Frequently asked questions about automobile backgrounds

What is the best automobile background for used car listings?

A light gray or white studio background works best for the majority of used car inventory. It is neutral enough to complement any paint color, professional enough to signal a quality dealership, and simple enough to scale consistently across hundreds of vehicles. Showroom backgrounds with subtle architectural elements work well for premium or certified pre-owned units where a slightly more upscale presentation is justified.

Should I use the same car backdrop for every vehicle?

Yes, for inventory listings. Background consistency is what creates the catalog effect that buyers associate with professional, trustworthy dealerships. Using the same backdrop for every vehicle ensures your inventory page looks unified regardless of when or where each photo was taken. The only exception worth considering is using a slightly different template for premium or certified vehicles to visually distinguish them from standard inventory – but limit this to two templates maximum.

How do I replace a car background without Photoshop?

AI-powered tools handle automobile background replacement without any Photoshop skills. Upload the photo, select a replacement template, and the AI automatically detects the vehicle, removes the original background, places the new one, and adds realistic shadow grounding. The entire process takes seconds per image. For dealerships, this approach is faster, more consistent, and more cost-effective than manual editing at any volume above a handful of vehicles per month.

Do automobile backgrounds affect how fast a car sells?

Background quality directly affects listing engagement, which is the first step in the sales funnel. Clean, consistent backgrounds increase the click-through rate on marketplace search results because they make the vehicle stand out from competitors using unedited lot photos. Higher engagement leads to more inquiries, more showroom visits, and ultimately faster sales. The background does not sell the car by itself, but it determines whether buyers stop scrolling long enough to consider it.

Can I use outdoor backgrounds for dealer inventory listings?

Outdoor backgrounds work for marketing content (social media, website hero images, advertising) but generally hurt inventory listings. The problem is consistency: an outdoor scene for one vehicle and a studio background for another creates visual dissonance on the inventory page. If you want to use outdoor automobile backgrounds, apply the same outdoor scene to every vehicle in the inventory so the page remains visually unified. In practice, neutral studio or showroom backgrounds are easier to standardize and produce better marketplace results.

What makes a good car backdrop for dark-colored vehicles?

Dark vehicles benefit from medium-toned backgrounds (light gray, soft gradient) rather than pure white or very dark scenes. A pure white background can create excessive contrast that makes black or dark blue vehicles look like silhouettes. A very dark background can cause the vehicle to disappear into the scene. A medium gray or soft gradient provides enough contrast to define the vehicle's outline while keeping the overall image balanced and the paint details visible.

How many automobile background templates does a dealership need?

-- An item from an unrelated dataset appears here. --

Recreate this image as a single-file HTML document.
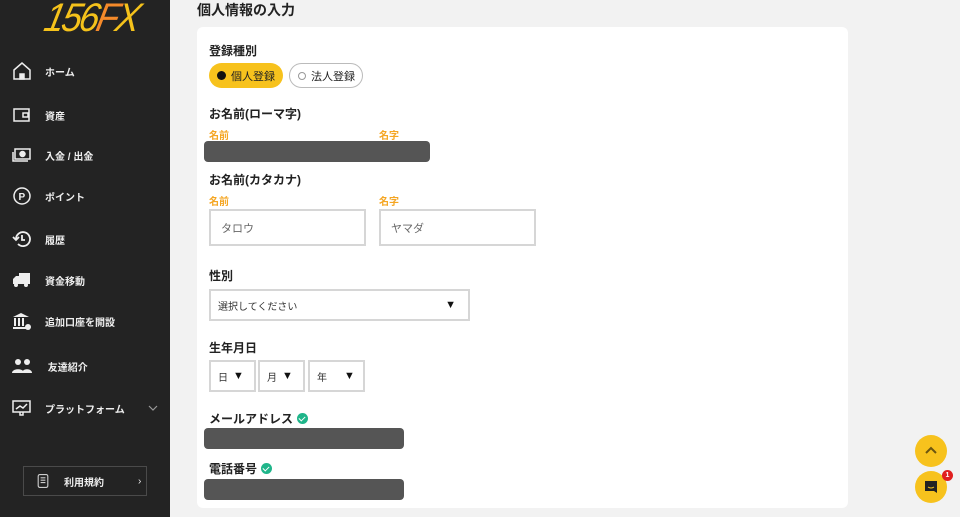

Most dealerships need only one to two templates. A primary template (white or light gray studio) covers the vast majority of inventory. An optional secondary template (showroom or branded backdrop) can differentiate premium or certified vehicles. Adding more than two templates introduces the inconsistency that background standardization is meant to eliminate. Choose your templates based on a test batch of representative vehicles, then commit to them across your full inventory for at least 30 to 60 days before reconsidering.